JOINT STATEMENT OF ISSUE:
On October 11, 1984, the Canada Labour Relations Board certified the IBT Union to represent some CN Route "blue collar" employees in Ontario who were previously represented by the CBRT&GW.
Pick-up and delivery work at the PM&M Material Distribution Centre continues to be performed in the same manner by the same "blue collar" employees now represented by the IBT Union rather than the Brotherhood:
The Brotherhood contends that the Company violated Appendix X of agreement 5.1. The Company denies the allegation.
FOR THE BROTHERHOOD: FOR THE COMPANY:
(SGD.) T. N. STOL (SGD.) D. C. FRALEIGH
FOR: National Vice-President Assistant Vice-President, Labour Relations.

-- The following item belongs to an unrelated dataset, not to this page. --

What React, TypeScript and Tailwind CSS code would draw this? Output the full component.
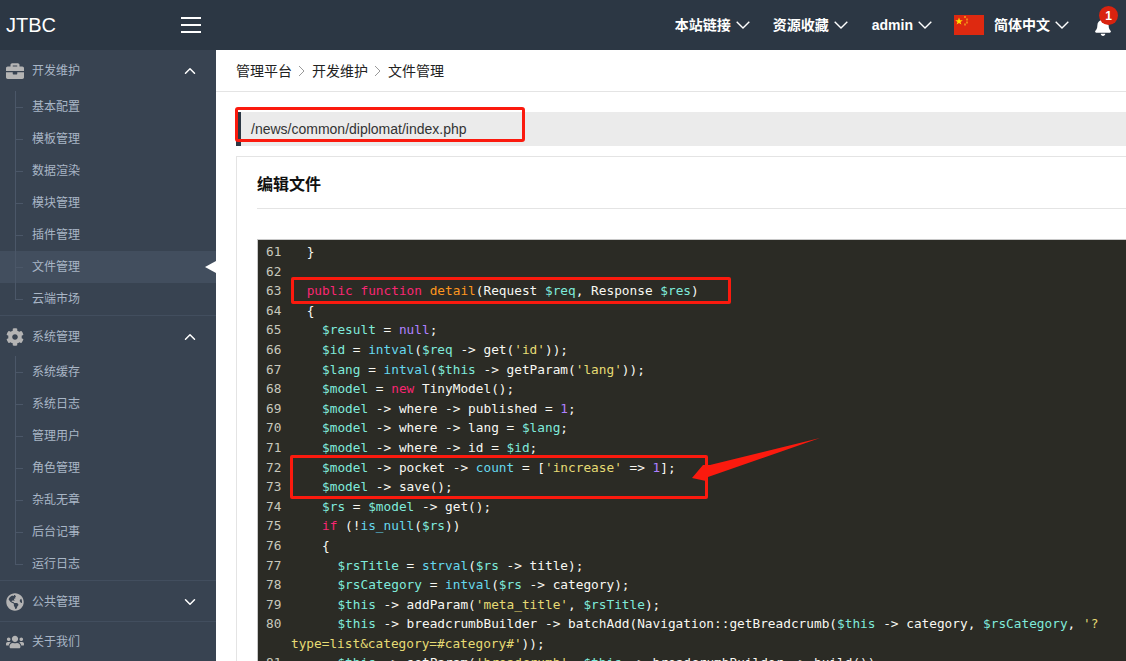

There appeared on behalf of the Company:
W. W. Wilson – Manager Labour Relations, Montreal
D. Lord – System Labour Relations Officer, Montreal
And on behalf of the Brotherhood:
T. N. Stol – Regional Vice-President, Toronto
G. Coté – Regional Vice-President, Montreal
R. A. Sweeney – President, Local 206, Montreal
B. Jackson – Local Chairperson, Local 206, Montreal
AWARD OF THE ARBITRATOR
Based on the uncontradicted material contained in the parties' briefs the CBRT&GW's status to contest the contracting out arrangement affecting employees of the merged Company (i.e., CN Route Inc.) pursuant to Appendix X of agreement 5.1 ceased upon its loss of bargaining rights arising out of the CLRB order.
Those employees' entitlements, inclusive of their job security, were thereafter governed by the collective agreement entered into between CN Route Inc. and the IBT. And, from the perspective of those employees they did not lose work. What they may have lost by virtue of the CLRB order is accrued benefits that had been hitherto earned under agreement 5.1.
The Trade Union has in effect argued that the work in question, by operation of agreement 5.1, continued to belong to employees who are represented under the scope clause of that agreement. That may very well be the case in the event that upon termination of the contracting out arrangement the work in question reverts back to the Company. And, in that instance, CROA 713, in future, may have some relevance should the contracting out of work recur.
But in the circumstances of this case the Trade Union has in effect argued that the order of the CLRB terminating its bargaining rights with respect to the employees of CN Route Inc., has operated to rescind the existing contracting out arrangement between CN Rail and the merged Company.
This assertion can be supported neither by the evidence nor by law.
The CBRT&GW's efforts to invoke Appendix X of agreement 5.1 to support its claim must be concluded to be without merit.
The grievance is accordingly denied.